Task to complete. Output the full listing below exactly as it reads, and skip anything that is a picture.

Information supplied.

================================

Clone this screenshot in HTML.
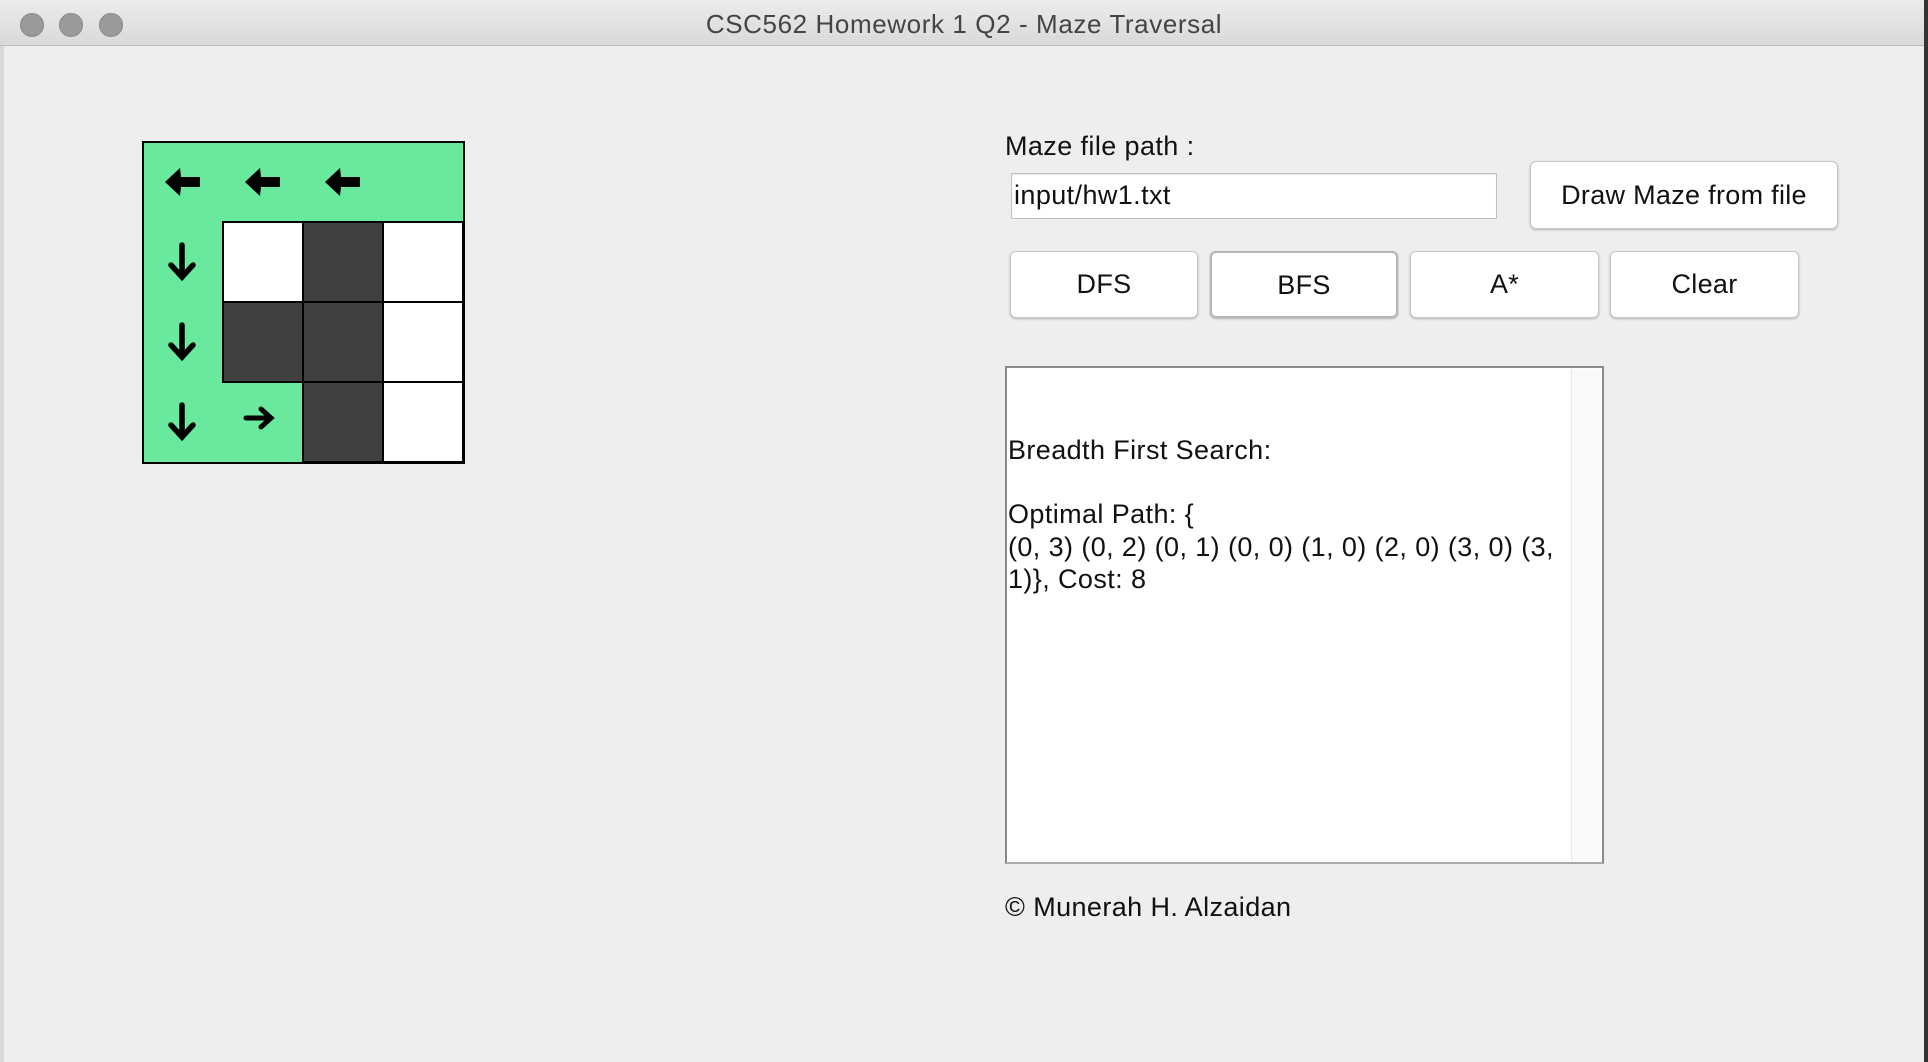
<!DOCTYPE html>
<html><head><meta charset="utf-8"><style>
*{margin:0;padding:0;box-sizing:border-box}
body{width:1928px;height:1062px;background:#eeeeee;position:relative;overflow:hidden;font-family:"Liberation Sans",sans-serif;color:#111}
.abs{position:absolute}
#title{left:0;top:0;width:1928px;height:46px;background:linear-gradient(#ececec,#d9d9d9);border-bottom:1px solid #bdbdbd;text-align:center;font-size:26px;letter-spacing:0.6px;line-height:48px;color:#444}
.dot{width:24px;height:24px;border-radius:50%;background:#9a9a9a;border:1px solid #888;top:13px}
.btn{position:absolute;background:#fff;border:1px solid #c8c8c8;border-radius:6px;box-shadow:0 1px 2px rgba(0,0,0,.25);font-size:27px;letter-spacing:0.3px;text-align:center}
.t{font-size:27px;letter-spacing:0.4px;position:absolute;white-space:nowrap}
</style></head><body>
<div id="title" class="abs">CSC562 Homework 1 Q2 - Maze Traversal</div>
<div class="abs dot" style="left:20px"></div>
<div class="abs dot" style="left:59px"></div>
<div class="abs dot" style="left:99px"></div>
<div class="abs" style="right:0;top:0;width:4px;height:1062px;background:#333"></div>
<div class="abs" style="left:0;top:46px;width:4px;height:1016px;background:#d8d8d8"></div>

<svg class="abs" style="left:142px;top:141px" width="324" height="323" viewBox="0 0 324 323">
<rect x="1" y="1" width="321" height="321" fill="#68e99d" stroke="#000" stroke-width="2"/>
<rect x="81" y="81" width="80" height="80" fill="#fff" stroke="#000" stroke-width="2"/>
<rect x="161" y="81" width="80" height="80" fill="#404040" stroke="#000" stroke-width="2"/>
<rect x="241" y="81" width="80" height="80" fill="#fff" stroke="#000" stroke-width="2"/>
<rect x="81" y="161" width="80" height="80" fill="#404040" stroke="#000" stroke-width="2"/>
<rect x="161" y="161" width="80" height="80" fill="#404040" stroke="#000" stroke-width="2"/>
<rect x="241" y="161" width="80" height="80" fill="#fff" stroke="#000" stroke-width="2"/>
<rect x="161" y="241" width="80" height="80" fill="#404040" stroke="#000" stroke-width="2"/>
<rect x="241" y="241" width="80" height="80" fill="#fff" stroke="#000" stroke-width="2"/>
<rect x="1" y="1" width="321" height="321" fill="none" stroke="#000" stroke-width="2"/>
<g fill="#000">
<path d="M23 41 L38 27 L39 36 L58 36 L58 46 L39 46 L38 55 Z"/>
<path d="M103 41 L118 27 L119 36 L138 36 L138 46 L119 46 L118 55 Z"/>
<path d="M183 41 L198 27 L199 36 L218 36 L218 46 L199 46 L198 55 Z"/>
</g>
<g fill="none" stroke="#000" stroke-width="5.5" stroke-linecap="round">
<path d="M40 104 V135 M29 124 L40 136 L51 124"/>
<path d="M40 184 V215 M29 204 L40 216 L51 204"/>
<path d="M40 264 V295 M29 284 L40 296 L51 284"/>
<path d="M104 277 H128 M119 268 L129 277 L119 286" stroke-width="5"/>
</g>
</svg>

<div class="t" style="left:1005px;top:131px">Maze file path :</div>
<div class="abs" style="left:1011px;top:173px;width:486px;height:46px;background:#fff;border:1px solid #c0c0c0;box-shadow:inset 0 1px 1px rgba(0,0,0,.1)"></div>
<div class="t" style="left:1014px;top:180px">input/hw1.txt</div>
<div class="btn" style="left:1530px;top:161px;width:308px;height:68px;line-height:66px">Draw Maze from file</div>
<div class="btn" style="left:1010px;top:251px;width:188px;height:67px;line-height:65px">DFS</div>
<div class="btn" style="left:1210px;top:251px;width:188px;height:67px;line-height:65px;border:2px solid #b5b5b5">BFS</div>
<div class="btn" style="left:1410px;top:251px;width:189px;height:67px;line-height:65px">A*</div>
<div class="btn" style="left:1610px;top:251px;width:189px;height:67px;line-height:65px">Clear</div>

<div class="abs" style="left:1005px;top:366px;width:599px;height:498px;background:#fff;border:2px solid #8a8a8a;border-bottom-color:#aaa"></div>
<div class="abs" style="left:1571px;top:369px;width:30px;height:492px;background:#fafafa;border-left:1px solid #e8e8e8"></div>
<div class="t" style="left:1008px;top:435px">Breadth First Search:</div>
<div class="t" style="left:1008px;top:499px">Optimal Path: {</div>
<div class="t" style="left:1008px;top:532px">(0, 3) (0, 2) (0, 1) (0, 0) (1, 0) (2, 0) (3, 0) (3,</div>
<div class="t" style="left:1008px;top:564px">1)}, Cost: 8</div>

<div class="t" style="left:1005px;top:892px">© Munerah H. Alzaidan</div>
</body></html>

================================

Written answer.
Clone this screenshot in HTML.
<!DOCTYPE html>
<html><head><meta charset="utf-8"><style>
*{margin:0;padding:0;box-sizing:border-box}
body{width:1928px;height:1062px;background:#eeeeee;position:relative;overflow:hidden;font-family:"Liberation Sans",sans-serif;color:#111}
.abs{position:absolute}
#title{left:0;top:0;width:1928px;height:46px;background:linear-gradient(#ececec,#d9d9d9);border-bottom:1px solid #bdbdbd;text-align:center;font-size:26px;letter-spacing:0.6px;line-height:48px;color:#444}
.dot{width:24px;height:24px;border-radius:50%;background:#9a9a9a;border:1px solid #888;top:13px}
.btn{position:absolute;background:#fff;border:1px solid #c8c8c8;border-radius:6px;box-shadow:0 1px 2px rgba(0,0,0,.25);font-size:27px;letter-spacing:0.3px;text-align:center}
.t{font-size:27px;letter-spacing:0.4px;position:absolute;white-space:nowrap}
</style></head><body>
<div id="title" class="abs">CSC562 Homework 1 Q2 - Maze Traversal</div>
<div class="abs dot" style="left:20px"></div>
<div class="abs dot" style="left:59px"></div>
<div class="abs dot" style="left:99px"></div>
<div class="abs" style="right:0;top:0;width:4px;height:1062px;background:#333"></div>
<div class="abs" style="left:0;top:46px;width:4px;height:1016px;background:#d8d8d8"></div>

<svg class="abs" style="left:142px;top:141px" width="324" height="323" viewBox="0 0 324 323">
<rect x="1" y="1" width="321" height="321" fill="#68e99d" stroke="#000" stroke-width="2"/>
<rect x="81" y="81" width="80" height="80" fill="#fff" stroke="#000" stroke-width="2"/>
<rect x="161" y="81" width="80" height="80" fill="#404040" stroke="#000" stroke-width="2"/>
<rect x="241" y="81" width="80" height="80" fill="#fff" stroke="#000" stroke-width="2"/>
<rect x="81" y="161" width="80" height="80" fill="#404040" stroke="#000" stroke-width="2"/>
<rect x="161" y="161" width="80" height="80" fill="#404040" stroke="#000" stroke-width="2"/>
<rect x="241" y="161" width="80" height="80" fill="#fff" stroke="#000" stroke-width="2"/>
<rect x="161" y="241" width="80" height="80" fill="#404040" stroke="#000" stroke-width="2"/>
<rect x="241" y="241" width="80" height="80" fill="#fff" stroke="#000" stroke-width="2"/>
<rect x="1" y="1" width="321" height="321" fill="none" stroke="#000" stroke-width="2"/>
<g fill="#000">
<path d="M23 41 L38 27 L39 36 L58 36 L58 46 L39 46 L38 55 Z"/>
<path d="M103 41 L118 27 L119 36 L138 36 L138 46 L119 46 L118 55 Z"/>
<path d="M183 41 L198 27 L199 36 L218 36 L218 46 L199 46 L198 55 Z"/>
</g>
<g fill="none" stroke="#000" stroke-width="5.5" stroke-linecap="round">
<path d="M40 104 V135 M29 124 L40 136 L51 124"/>
<path d="M40 184 V215 M29 204 L40 216 L51 204"/>
<path d="M40 264 V295 M29 284 L40 296 L51 284"/>
<path d="M104 277 H128 M119 268 L129 277 L119 286" stroke-width="5"/>
</g>
</svg>

<div class="t" style="left:1005px;top:131px">Maze file path :</div>
<div class="abs" style="left:1011px;top:173px;width:486px;height:46px;background:#fff;border:1px solid #c0c0c0;box-shadow:inset 0 1px 1px rgba(0,0,0,.1)"></div>
<div class="t" style="left:1014px;top:180px">input/hw1.txt</div>
<div class="btn" style="left:1530px;top:161px;width:308px;height:68px;line-height:66px">Draw Maze from file</div>
<div class="btn" style="left:1010px;top:251px;width:188px;height:67px;line-height:65px">DFS</div>
<div class="btn" style="left:1210px;top:251px;width:188px;height:67px;line-height:65px;border:2px solid #b5b5b5">BFS</div>
<div class="btn" style="left:1410px;top:251px;width:189px;height:67px;line-height:65px">A*</div>
<div class="btn" style="left:1610px;top:251px;width:189px;height:67px;line-height:65px">Clear</div>

<div class="abs" style="left:1005px;top:366px;width:599px;height:498px;background:#fff;border:2px solid #8a8a8a;border-bottom-color:#aaa"></div>
<div class="abs" style="left:1571px;top:369px;width:30px;height:492px;background:#fafafa;border-left:1px solid #e8e8e8"></div>
<div class="t" style="left:1008px;top:435px">Breadth First Search:</div>
<div class="t" style="left:1008px;top:499px">Optimal Path: {</div>
<div class="t" style="left:1008px;top:532px">(0, 3) (0, 2) (0, 1) (0, 0) (1, 0) (2, 0) (3, 0) (3,</div>
<div class="t" style="left:1008px;top:564px">1)}, Cost: 8</div>

<div class="t" style="left:1005px;top:892px">© Munerah H. Alzaidan</div>
</body></html>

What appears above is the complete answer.